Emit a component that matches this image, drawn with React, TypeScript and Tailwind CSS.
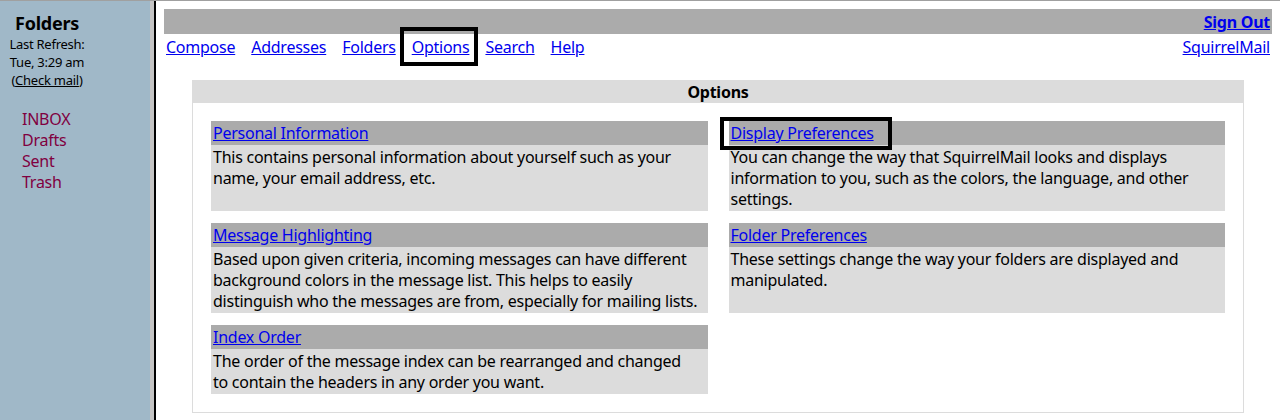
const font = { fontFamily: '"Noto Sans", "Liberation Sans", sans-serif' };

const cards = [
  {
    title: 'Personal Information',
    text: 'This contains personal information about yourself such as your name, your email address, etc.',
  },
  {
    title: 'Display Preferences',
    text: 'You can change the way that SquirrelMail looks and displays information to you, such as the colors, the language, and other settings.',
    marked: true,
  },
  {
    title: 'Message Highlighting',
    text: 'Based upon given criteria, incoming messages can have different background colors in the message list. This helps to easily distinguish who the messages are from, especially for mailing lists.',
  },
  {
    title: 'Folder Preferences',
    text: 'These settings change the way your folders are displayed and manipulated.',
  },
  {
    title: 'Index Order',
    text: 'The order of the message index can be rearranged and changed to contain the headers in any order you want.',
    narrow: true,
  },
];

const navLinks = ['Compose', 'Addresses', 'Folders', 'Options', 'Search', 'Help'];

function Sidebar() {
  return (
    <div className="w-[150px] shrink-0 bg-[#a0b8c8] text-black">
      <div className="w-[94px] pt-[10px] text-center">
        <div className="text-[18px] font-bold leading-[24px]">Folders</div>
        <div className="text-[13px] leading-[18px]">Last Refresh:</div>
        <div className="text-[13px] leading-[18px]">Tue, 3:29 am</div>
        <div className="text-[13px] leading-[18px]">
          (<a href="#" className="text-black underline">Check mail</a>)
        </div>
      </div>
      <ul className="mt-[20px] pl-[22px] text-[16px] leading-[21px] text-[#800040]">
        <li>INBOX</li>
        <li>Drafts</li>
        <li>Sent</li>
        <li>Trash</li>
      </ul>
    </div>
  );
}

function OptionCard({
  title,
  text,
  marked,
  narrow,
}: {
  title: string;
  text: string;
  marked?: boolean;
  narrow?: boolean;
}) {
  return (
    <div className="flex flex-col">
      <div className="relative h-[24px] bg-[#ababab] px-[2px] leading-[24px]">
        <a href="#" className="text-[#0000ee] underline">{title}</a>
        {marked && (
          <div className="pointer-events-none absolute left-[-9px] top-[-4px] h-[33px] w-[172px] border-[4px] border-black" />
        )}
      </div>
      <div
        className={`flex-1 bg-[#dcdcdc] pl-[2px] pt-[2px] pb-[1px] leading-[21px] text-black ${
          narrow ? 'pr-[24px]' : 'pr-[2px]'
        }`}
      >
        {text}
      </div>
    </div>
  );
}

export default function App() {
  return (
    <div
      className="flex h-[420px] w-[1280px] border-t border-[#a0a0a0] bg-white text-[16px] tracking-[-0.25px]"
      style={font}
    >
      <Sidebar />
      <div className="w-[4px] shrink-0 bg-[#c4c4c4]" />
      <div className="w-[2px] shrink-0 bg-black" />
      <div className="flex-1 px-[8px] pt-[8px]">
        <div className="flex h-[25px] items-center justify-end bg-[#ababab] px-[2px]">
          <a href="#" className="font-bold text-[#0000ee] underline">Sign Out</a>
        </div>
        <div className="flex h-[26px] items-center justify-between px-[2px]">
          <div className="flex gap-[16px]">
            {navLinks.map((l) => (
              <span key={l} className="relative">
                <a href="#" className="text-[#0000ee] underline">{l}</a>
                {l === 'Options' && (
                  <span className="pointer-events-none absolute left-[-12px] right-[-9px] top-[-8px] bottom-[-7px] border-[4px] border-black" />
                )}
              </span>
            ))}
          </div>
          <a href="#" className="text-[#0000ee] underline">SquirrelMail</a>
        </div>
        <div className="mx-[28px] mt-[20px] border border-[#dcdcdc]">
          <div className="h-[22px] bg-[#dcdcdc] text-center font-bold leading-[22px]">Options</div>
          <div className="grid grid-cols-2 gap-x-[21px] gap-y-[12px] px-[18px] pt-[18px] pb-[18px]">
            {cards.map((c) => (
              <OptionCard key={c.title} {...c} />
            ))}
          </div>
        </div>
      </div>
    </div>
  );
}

■ Stated task ■
Exclude the pictures, and transcribe all of the material exactly.

■ Response below ■
Emit a component that matches this image, drawn with React, TypeScript and Tailwind CSS.
const font = { fontFamily: '"Noto Sans", "Liberation Sans", sans-serif' };

const cards = [
  {
    title: 'Personal Information',
    text: 'This contains personal information about yourself such as your name, your email address, etc.',
  },
  {
    title: 'Display Preferences',
    text: 'You can change the way that SquirrelMail looks and displays information to you, such as the colors, the language, and other settings.',
    marked: true,
  },
  {
    title: 'Message Highlighting',
    text: 'Based upon given criteria, incoming messages can have different background colors in the message list. This helps to easily distinguish who the messages are from, especially for mailing lists.',
  },
  {
    title: 'Folder Preferences',
    text: 'These settings change the way your folders are displayed and manipulated.',
  },
  {
    title: 'Index Order',
    text: 'The order of the message index can be rearranged and changed to contain the headers in any order you want.',
    narrow: true,
  },
];

const navLinks = ['Compose', 'Addresses', 'Folders', 'Options', 'Search', 'Help'];

function Sidebar() {
  return (
    <div className="w-[150px] shrink-0 bg-[#a0b8c8] text-black">
      <div className="w-[94px] pt-[10px] text-center">
        <div className="text-[18px] font-bold leading-[24px]">Folders</div>
        <div className="text-[13px] leading-[18px]">Last Refresh:</div>
        <div className="text-[13px] leading-[18px]">Tue, 3:29 am</div>
        <div className="text-[13px] leading-[18px]">
          (<a href="#" className="text-black underline">Check mail</a>)
        </div>
      </div>
      <ul className="mt-[20px] pl-[22px] text-[16px] leading-[21px] text-[#800040]">
        <li>INBOX</li>
        <li>Drafts</li>
        <li>Sent</li>
        <li>Trash</li>
      </ul>
    </div>
  );
}

function OptionCard({
  title,
  text,
  marked,
  narrow,
}: {
  title: string;
  text: string;
  marked?: boolean;
  narrow?: boolean;
}) {
  return (
    <div className="flex flex-col">
      <div className="relative h-[24px] bg-[#ababab] px-[2px] leading-[24px]">
        <a href="#" className="text-[#0000ee] underline">{title}</a>
        {marked && (
          <div className="pointer-events-none absolute left-[-9px] top-[-4px] h-[33px] w-[172px] border-[4px] border-black" />
        )}
      </div>
      <div
        className={`flex-1 bg-[#dcdcdc] pl-[2px] pt-[2px] pb-[1px] leading-[21px] text-black ${
          narrow ? 'pr-[24px]' : 'pr-[2px]'
        }`}
      >
        {text}
      </div>
    </div>
  );
}

export default function App() {
  return (
    <div
      className="flex h-[420px] w-[1280px] border-t border-[#a0a0a0] bg-white text-[16px] tracking-[-0.25px]"
      style={font}
    >
      <Sidebar />
      <div className="w-[4px] shrink-0 bg-[#c4c4c4]" />
      <div className="w-[2px] shrink-0 bg-black" />
      <div className="flex-1 px-[8px] pt-[8px]">
        <div className="flex h-[25px] items-center justify-end bg-[#ababab] px-[2px]">
          <a href="#" className="font-bold text-[#0000ee] underline">Sign Out</a>
        </div>
        <div className="flex h-[26px] items-center justify-between px-[2px]">
          <div className="flex gap-[16px]">
            {navLinks.map((l) => (
              <span key={l} className="relative">
                <a href="#" className="text-[#0000ee] underline">{l}</a>
                {l === 'Options' && (
                  <span className="pointer-events-none absolute left-[-12px] right-[-9px] top-[-8px] bottom-[-7px] border-[4px] border-black" />
                )}
              </span>
            ))}
          </div>
          <a href="#" className="text-[#0000ee] underline">SquirrelMail</a>
        </div>
        <div className="mx-[28px] mt-[20px] border border-[#dcdcdc]">
          <div className="h-[22px] bg-[#dcdcdc] text-center font-bold leading-[22px]">Options</div>
          <div className="grid grid-cols-2 gap-x-[21px] gap-y-[12px] px-[18px] pt-[18px] pb-[18px]">
            {cards.map((c) => (
              <OptionCard key={c.title} {...c} />
            ))}
          </div>
        </div>
      </div>
    </div>
  );
}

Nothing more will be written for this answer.